The acid dissociation constant (Ka) is the equilibrium constant for a weak acid ionizing in water, Ka = [H3O+][A−]/[HA]. A bigger Ka means a stronger weak acid that ionizes more. In AP Chem (Topic 8.3), Ka plus the initial acid concentration lets you calculate the pH of a weak acid solution.
The acid dissociation constant, Ka, is just an equilibrium constant with a job title. When a weak acid HA sits in water, a small fraction of its molecules react with water to form hydronium (H3O+) and the conjugate base (A−). Most molecules stay un-ionized. That partial ionization sets up an equilibrium, and Ka measures where that equilibrium sits, with Ka = [H3O+][A−]/[HA] at equilibrium.

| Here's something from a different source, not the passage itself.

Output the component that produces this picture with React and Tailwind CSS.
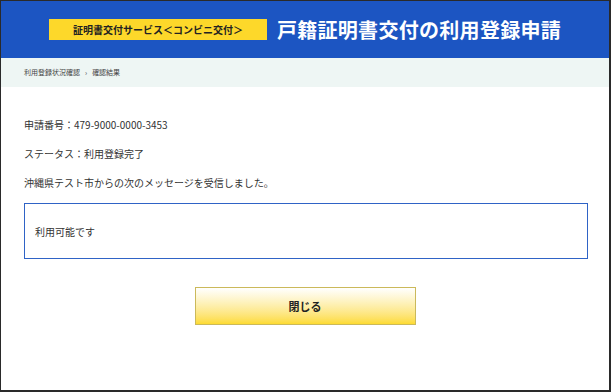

The size of Ka tells you acid strength among weak acids. A larger Ka means the equilibrium lies further toward the products, so more H3O+ forms and the solution is more acidic at the same concentration. Because Ka values for weak acids are tiny (often 10⁻⁵ or smaller), chemists usually report pKa = −log(Ka) instead. Per the CED (8.3.A.2), you can find the pH of any weak acid solution from just two pieces of information, the initial acid concentration and the Ka (or pKa). That's the core calculation of Topic 8.3.
Ka lives in Unit 8 (Acids and Bases), Topic 8.3: Weak Acid and Base Equilibria, and it directly supports learning objective 8.3.A, which asks you to explain the relationship among pH, pOH, and the concentrations of all species in a weak acid solution. The essential knowledge here (8.3.A.1 and 8.3.A.2) is blunt about the big idea. Weak acids only partially ionize, so [H3O+] is much smaller than the initial acid concentration, and Ka is the tool that quantifies exactly how much smaller. Ka is also the bridge concept of Unit 8. It connects equilibrium math from Unit 7 to acid-base chemistry, it pairs with Kb through Kw, and it reappears in titrations and buffers. If you can set up an ICE table with Ka, half of Unit 8 unlocks.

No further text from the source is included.